A mim, particularmente,
sempre me interessou, antes do lugar encerrado das determinações teóricas, mais
o trabalho do criador com a linguagem, o diálogo que mantém com sua tradição, a
construção de uma obra e sua habilidade de introduzir novas forças às essas
mesmas fronteiras determinadas pela teoria. No caso de Dylan, não tenho mérito
de espécie alguma para analisar a justificativa da Academia – porque não
conheço o conjunto da obra tampouco a canção norte-americana. Mas vejo, e tanto
que assim procedo, a decisão como motivadora de um debate muito saudável para
essas discussões deterministas e esses lugares sectarizados pela compreensão da
teoria como se um discurso impositivo.
Por fim, uma
informação que talvez possa acalmar os ânimos em polvorosa. Bob Dylan não é o
primeiro poeta-compositor que ganha o Prêmio Nobel de Literatura. Em 1913, o
prêmio foi atribuído ao romancista, poeta e compositor indiano Rabindranath
Tagore porque seu trabalho – e no ano que ganhou havia produzido Oferenda lírica – obra que certamente
serviu à elaboração do parecer apresentado pela Academia: versos profundamente
sensíveis, frescos e belos que revolucionou a cultura musical indiana pelo
entrecruzamento entre gêneros. Uma justificativa muito próxima da utilizada em 2016? Um gesto de reaproximarmo-nos com os galardoados esquecidos como é Tagore?

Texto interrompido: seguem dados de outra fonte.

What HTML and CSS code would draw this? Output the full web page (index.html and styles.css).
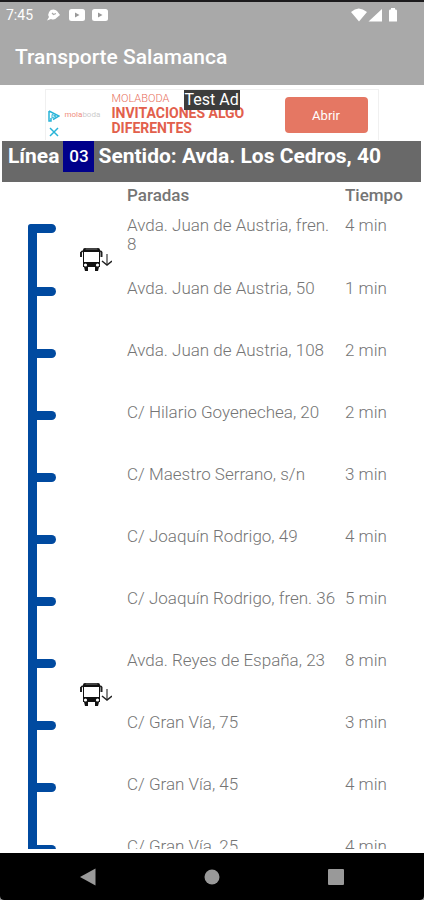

Não sejamos ingênuos: nada é acaso.
No mais, o
Nobel é só mais um prêmio. Se por um lado uma honraria dessas outorga algum
reconhecimento a mais para a obra dos vencedores, por outro não retira o mérito
de outros grandes criadores. Isto é, o prêmio a José Saramago não zomba de um António
Lobo Antunes, um Tolstói, um Jorge Amado, um João Cabral de Melo Neto; a Alice
Munro não zomba de um Tchekhov, um Borges; a Dylan não zomba de um Leonardo
Cohen, um Caetano Veloso. O Prêmio a Dylan sequer abre precedentes; só lhe
amplia a conta bancária. Mas, claro, espero viver, muitas décadas, para saber, quais nomes estavam na lista dos concorrentes com Dylan. Pura curiosidade, mesmo.